> **Source data**

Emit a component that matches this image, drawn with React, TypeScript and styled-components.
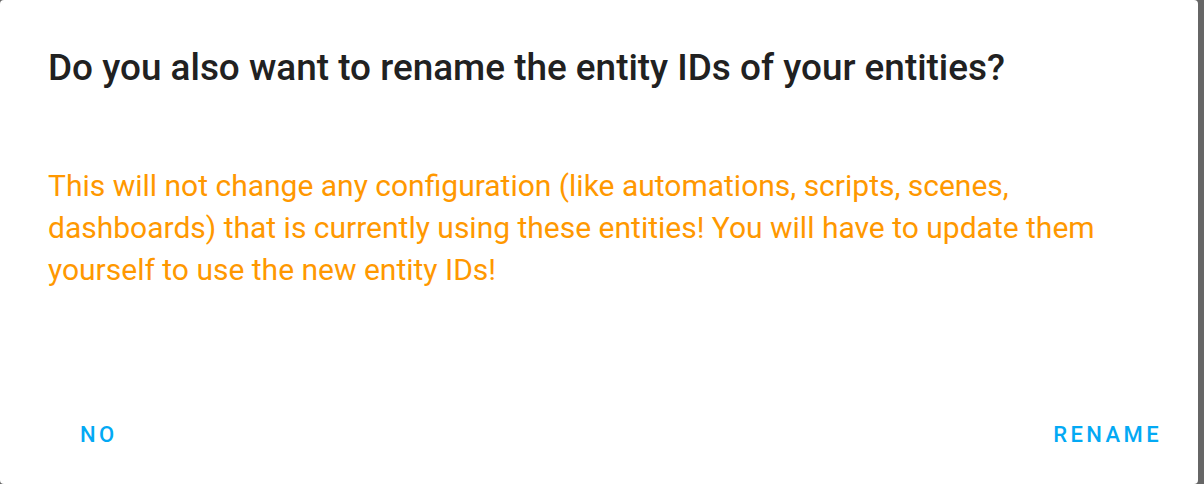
import styled, { createGlobalStyle } from 'styled-components';

const GlobalStyle = createGlobalStyle`
    html, body {
        margin: 0;
        padding: 0;
        background: #666666;
        width: 1204px;
        height: 484px;
        overflow: hidden;
    }
`;

// Dialog surface
const Dialog = styled.div`
    box-sizing: border-box;
    width: 1198px;
    height: 484px;
    background: #ffffff;
    border-radius: 4px;
    display: flex;
    flex-direction: column;
    font-family: Roboto, "Noto Sans", sans-serif;
`;

const Title = styled.h2`
    margin: 0;
    padding: 46px 48px 0 48px;
    font-size: 36.9px;
    line-height: 44px;
    font-weight: 500;
    color: #212121;
`;

const Content = styled.div`
    flex: 1;
    padding: 75px 48px 0 48px;
`;

const Warning = styled.p`
    margin: 0;
    font-size: 30px;
    line-height: 42px;
    font-weight: 400;
    color: #ff9800;
`;

const Actions = styled.div`
    display: flex;
    justify-content: space-between;
    align-items: center;
    padding: 0 18px 23px 62px;
`;

const Button = styled.button`
    height: 54px;
    border: none;
    background: transparent;
    padding: 0 18px;
    font-family: Roboto, "Noto Sans", sans-serif;
    font-size: 22px;
    font-weight: 500;
    letter-spacing: 3.4px;
    text-transform: uppercase;
    color: #03a9f4;
    cursor: pointer;
`;

export default function App() {
    return (
        <>
            <GlobalStyle />
            <Dialog>
                <Title>Do you also want to rename the entity IDs of your entities?</Title>
                <Content>
                    <Warning>
                        This will not change any configuration (like automations, scripts, scenes,
                        dashboards) that is currently using these entities! You will have to update them
                        yourself to use the new entity IDs!
                    </Warning>
                </Content>
                <Actions>
                    <Button>No</Button>
                    <Button>Rename</Button>
                </Actions>
            </Dialog>
        </>
    );
}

> **What this task involves**
Omit every picture, then repeat the remaining data exactly as it appears above.

> **Result of this task**
Emit a component that matches this image, drawn with React, TypeScript and styled-components.
import styled, { createGlobalStyle } from 'styled-components';

const GlobalStyle = createGlobalStyle`
    html, body {
        margin: 0;
        padding: 0;
        background: #666666;
        width: 1204px;
        height: 484px;
        overflow: hidden;
    }
`;

// Dialog surface
const Dialog = styled.div`
    box-sizing: border-box;
    width: 1198px;
    height: 484px;
    background: #ffffff;
    border-radius: 4px;
    display: flex;
    flex-direction: column;
    font-family: Roboto, "Noto Sans", sans-serif;
`;

const Title = styled.h2`
    margin: 0;
    padding: 46px 48px 0 48px;
    font-size: 36.9px;
    line-height: 44px;
    font-weight: 500;
    color: #212121;
`;

const Content = styled.div`
    flex: 1;
    padding: 75px 48px 0 48px;
`;

const Warning = styled.p`
    margin: 0;
    font-size: 30px;
    line-height: 42px;
    font-weight: 400;
    color: #ff9800;
`;

const Actions = styled.div`
    display: flex;
    justify-content: space-between;
    align-items: center;
    padding: 0 18px 23px 62px;
`;

const Button = styled.button`
    height: 54px;
    border: none;
    background: transparent;
    padding: 0 18px;
    font-family: Roboto, "Noto Sans", sans-serif;
    font-size: 22px;
    font-weight: 500;
    letter-spacing: 3.4px;
    text-transform: uppercase;
    color: #03a9f4;
    cursor: pointer;
`;

export default function App() {
    return (
        <>
            <GlobalStyle />
            <Dialog>
                <Title>Do you also want to rename the entity IDs of your entities?</Title>
                <Content>
                    <Warning>
                        This will not change any configuration (like automations, scripts, scenes,
                        dashboards) that is currently using these entities! You will have to update them
                        yourself to use the new entity IDs!
                    </Warning>
                </Content>
                <Actions>
                    <Button>No</Button>
                    <Button>Rename</Button>
                </Actions>
            </Dialog>
        </>
    );
}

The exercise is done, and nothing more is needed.